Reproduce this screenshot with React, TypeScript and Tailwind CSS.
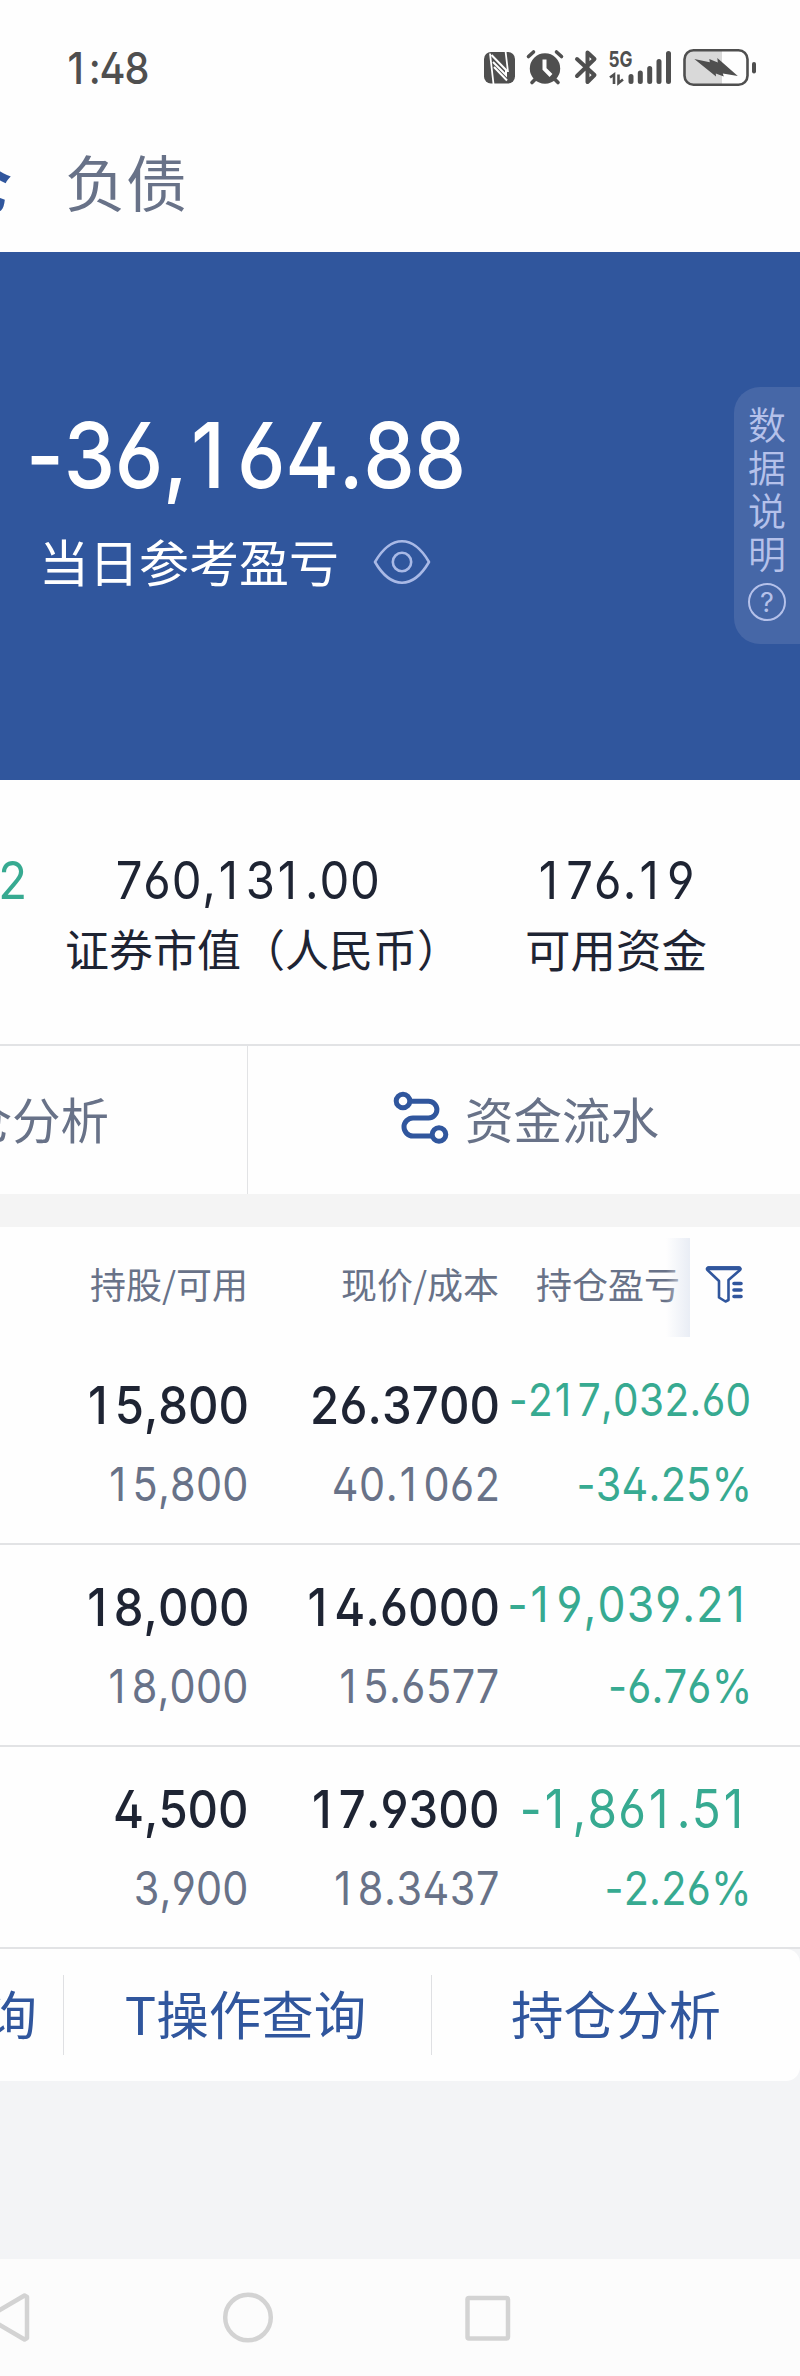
import React from 'react';

interface NumProps {
  children: string;
  className?: string;
}

// Slightly condensed figures with open 4, 6 and 9.
// The narrow "1" is padded to the width of the other digits.
const Num: React.FC<NumProps> = ({ children, className = '' }) => (
  <span className={`block whitespace-nowrap scale-x-[0.9] font-['Inter',sans-serif] [font-feature-settings:'cv02','cv03','cv04','calt'_0,'kern'_0] ${className}`}>
    {children.split(/(1)/).filter(Boolean).map((part, i) => (
      part === '1' ? <span key={i} className="pl-[0.04em] pr-[0.15em]">1</span> : part
    ))}
  </span>
);

const StatusIcons: React.FC = () => (
  <svg width="272" height="40" viewBox="484 48 272 40" fill="none">
    {/* NFC */}
    <rect x="484" y="52" width="31" height="31.5" rx="7" fill="#4f4f4f" />
    <path d="M490 53.5L493.5 84M505.5 51l2.5 21" stroke="#fff" strokeWidth="1.8" />
    <path d="M491.5 55l14.5 15v5L493 62M494 67l13 13.5" stroke="#fff" strokeWidth="2" />
    {/* Alarm */}
    <circle cx="545" cy="68.5" r="15.2" fill="#4f4f4f" />
    <path d="M528.5 56.5l5-4.5M561.5 56.5l-5-4.5M532 82.5l4-4M558 82.5l-4-4" stroke="#4f4f4f" strokeWidth="3.6" strokeLinecap="round" />
    <path d="M544.5 59.5v9.5l6.5 6.5" stroke="#fff" strokeWidth="4" />
    {/* Bluetooth */}
    <path d="M577 59l17.5 16-7 7V52.5l7 6.500L577 76" stroke="#4f4f4f" strokeWidth="4" strokeLinecap="round" strokeLinejoin="round" />
    {/* Signal */}
    <text x="608.5" y="67" fontSize="22" fontWeight="700" fontFamily="Inter" fill="#4f4f4f" textLength="24" lengthAdjust="spacingAndGlyphs">5G</text>
    <path d="M610 77.5l4-3V84M618.5 74.5V83l4.500-3.500" stroke="#4f4f4f" strokeWidth="2.6" />
    <path d="M631 76.5v5M640.3 73v8.5M649.7 68.5v13M659 61.5v20M668.5 53.5v28" stroke="#4f4f4f" strokeWidth="5" strokeLinecap="round" />
    {/* Battery */}
    <path d="M693 50.5h29v34.5h-29a8 8 0 0 1-8-8v-18.5a8 8 0 0 1 8-8z" fill="#d9d9d9" />
    <rect x="684.5" y="50.3" width="63" height="34.5" rx="9" stroke="#4f4f4f" strokeWidth="2.6" />
    <path d="M694.3 59l15.5 3.200-.5-3.200 8.500 3.500-.5-4.500 20.500 18-15-2.500 1 3-8-3 .2 3z" fill="#4f4f4f" />
    <rect x="752" y="62" width="4" height="11.5" rx="2" fill="#4f4f4f" />
  </svg>
);

const EyeIcon: React.FC = () => (
  <svg width="58" height="46" viewBox="0 0 58 46" fill="none" stroke="#a9b9e6" strokeWidth="2.6">
    <path d="M2 23C9 11 18 2.3 29 2.3S49 11 56 23C49 35 40 43.7 29 43.7S9 35 2 23z" strokeLinejoin="round" />
    <circle cx="29" cy="23" r="9.2" />
  </svg>
);

const FlowIcon: React.FC = () => (
  <svg width="56" height="54" viewBox="0 0 56 54" fill="none" stroke="#30569d" strokeWidth="5">
    <circle cx="10" cy="10" r="6.8" />
    <circle cx="46" cy="43.5" r="6.8" />
    <path d="M17 10.2h18.5a8.4 8.4 0 0 1 0 16.8H20a9 9 0 0 0 0 18h19" />
  </svg>
);

const FilterIcon: React.FC = () => (
  <svg width="38" height="38" viewBox="0 0 38 38" fill="none" stroke="#30569d" strokeLinecap="round" strokeLinejoin="round">
    <path d="M3.5 2.5h30.5c1.5 0 2 1.5 1 2.5L23.5 15v20l-3 1.5-6.5-4V16L2.5 5c-1-1-.5-2.5 1-2.5z" strokeWidth="2.6" />
    <path d="M3.5 3.2h30.5" strokeWidth="4" />
    <path d="M29 18.5h7M29 25h7M29 31.5h7" strokeWidth="3.6" />
  </svg>
);

interface Holding {
  shares: string;
  available: string;
  price: string;
  cost: string;
  profit: string;
  rate: string;
  profitClass: string;
}

// Longer profit values are drawn smaller so they fit the column
const holdings: Holding[] = [
  { shares: '15,800', available: '15,800', price: '26.3700', cost: '40.1062', profit: '-217,032.60', rate: '-34.25%', profitClass: 'text-[45px] tracking-[0.01em] pb-[11px]' },
  { shares: '18,000', available: '18,000', price: '14.6000', cost: '15.6577', profit: '-19,039.21', rate: '-6.76%', profitClass: 'text-[49.5px] tracking-[0.025em] pb-[5px]' },
  { shares: '4,500', available: '3,900', price: '17.9300', cost: '18.3437', profit: '-1,861.51', rate: '-2.26%', profitClass: 'text-[53px] tracking-[0.025em]' },
];

const HoldingRow: React.FC<{ item: Holding }> = ({ item }) => (
  <div className="h-[202px] border-b-2 border-[#e2e3e5] pt-8">
    <div className="grid grid-cols-[249px_251px_252px] h-[60px] items-center justify-items-end text-[52.5px] leading-[60px] text-[#1e2433]">
      <Num className="origin-right font-medium">{item.shares}</Num>
      <Num className="origin-right font-medium tracking-[0.003em]">{item.price}</Num>
      <Num className={`origin-right text-[#37aa91] leading-[49px] ${item.profitClass}`}>{item.profit}</Num>
    </div>
    <div className="grid grid-cols-[249px_251px_252px] h-[60px] mt-[19px] items-center justify-items-end text-[46px] leading-[60px] text-[#687288]">
      <Num className="origin-right tracking-[0.005em]">{item.available}</Num>
      <Num className="origin-right tracking-[0.013em]">{item.cost}</Num>
      <Num className="origin-right text-[#37aa91] tracking-[0.005em]">{item.rate}</Num>
    </div>
  </div>
);

export default function App() {
  return (
    <div className="w-[800px] h-[2376px] bg-[#fefefe] overflow-hidden whitespace-nowrap font-['Noto_Sans_CJK_SC',sans-serif]">
      {/* Status bar */}
      <div className="h-[136px] flex items-center justify-between pl-[66px] pr-11">
        <Num className="text-[44px] font-medium tracking-[-0.03em] text-[#4f4f4f] origin-left">1:48</Num>
        <StatusIcons />
      </div>

      {/* Tabs */}
      <div className="h-[116px] pb-7 flex items-center">
        <div className="w-3 flex justify-end text-[64px] leading-[89px] font-bold text-[#30569d]">仓</div>
        <div className="ml-[53px] text-[61px] leading-[89px] text-[#687288]">负债</div>
      </div>

      {/* Today's profit */}
      <div className="relative h-[528px] bg-[#30569d] pt-[149px] text-white">
        <div className="h-[108px] flex items-center pl-[26px]">
          <Num className="text-[91px] font-medium tracking-[-0.003em] origin-left">-36,164.88</Num>
        </div>
        <div className="mt-[23px] h-14 flex items-center pl-[39px] text-[50px] leading-[56px]">
          <span>当日参考盈亏</span>
          <span className="ml-[34px] mt-1"><EyeIcon /></span>
        </div>
        <div className="absolute right-0 top-[135px] w-[66px] h-[257px] rounded-l-[26px] bg-[#4667a7] pt-[14px] pl-[14px] text-[#b5c1ea]">
          <div className="w-[38px] text-[38px] leading-[43px] font-[350] whitespace-normal break-all">数据说明</div>
          <div className="mt-[10px] size-[38px] rounded-full border-[2.5px] border-[#b5c1ea] flex items-center justify-center font-['Inter'] text-[27px] leading-none">?</div>
        </div>
      </div>

      {/* Account figures */}
      <div className="h-[264px] pt-[74px] flex text-[#1e2433]">
        <div className="w-16">
          <div className="w-[27px] h-[52px] flex items-center justify-end text-[52.5px] text-[#37aa91]">
            <Num className="origin-right">2</Num>
          </div>
        </div>
        <div className="w-[368px]">
          <div className="h-[52px] flex items-center justify-center text-[52.5px]">
            <Num className="tracking-[0.018em]">760,131.00</Num>
          </div>
          <div className="mt-[18px] ml-px text-[44px] leading-[48px]">证券市值（人民币）</div>
        </div>
        <div className="w-[368px] text-center">
          <div className="h-[52px] flex items-center justify-center text-[52.5px]">
            <Num className="tracking-[0.025em]">176.19</Num>
          </div>
          <div className="mt-[18px] text-[45.5px] leading-[48px]">可用资金</div>
        </div>
      </div>

      {/* Shortcuts */}
      <div className="h-[150px] flex border-t-2 border-[#e2e3e5] text-[48.5px] leading-[144px] text-[#687288]">
        <div className="w-[248px] border-r border-[#e2e3e5]">
          <div className="w-[109px] flex justify-end">仓分析</div>
        </div>
        <div className="flex pl-[145px]">
          <div className="pt-[45px]"><FlowIcon /></div>
          <div className="ml-4">资金流水</div>
        </div>
      </div>
      <div className="h-[33px] bg-[#f4f4f4]" />

      {/* Holdings */}
      <div className="h-[116px] flex text-[36px] leading-[113px] text-[#687288]">
        <div className="w-[248px] text-right">持股/可用</div>
        <div className="w-[251px] text-right">现价/成本</div>
        <div className="relative w-[191px] pl-[37px]">
          持仓盈亏
          <div className="absolute right-0 top-[11px] w-6 h-[99px] bg-gradient-to-r from-[#e9edf5]/0 to-[#e9edf5]" />
        </div>
        <div className="pl-[15px] pt-[38px]"><FilterIcon /></div>
      </div>
      {holdings.map((item) => (
        <HoldingRow key={item.profit} item={item} />
      ))}

      {/* Bottom actions */}
      <div className="h-[310px] bg-[#f3f4f6]">
        <div className="h-[132px] flex items-center rounded-r-[14px] bg-[#fefefe] text-[52.5px] leading-[74px] text-[#30569d]">
          <div className="w-16 h-20 border-r border-[#dfe0e3]">
            <div className="w-[37px] flex justify-end">询</div>
          </div>
          <div className="w-[368px] h-20 border-r border-[#dfe0e3] pr-1 text-center">T操作查询</div>
          <div className="w-[368px] h-20 text-center">持仓分析</div>
        </div>
      </div>

      {/* System navigation */}
      <div className="h-[117px] bg-[#fcfcfc]">
        <svg width="800" height="117" viewBox="0 0 800 117" fill="none" stroke="#d3d3d3" strokeWidth="4.5" strokeLinejoin="round">
          <path d="M24.5 36.5L27 38V79l-2.5 1.5L-13 58.5z" />
          <circle cx="248" cy="58.5" r="22.8" />
          <rect x="467.5" y="39" width="40.5" height="40.5" rx="1.5" />
        </svg>
      </div>
    </div>
  );
}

━━━━━━━━━━━━━━━━━━━━

WRITTEN EXERCISE:
Look for "with" and pull out every line that has it.

FULL ANSWER:
Reproduce this screenshot with React, TypeScript and Tailwind CSS.
// Slightly condensed figures with open 4, 6 and 9.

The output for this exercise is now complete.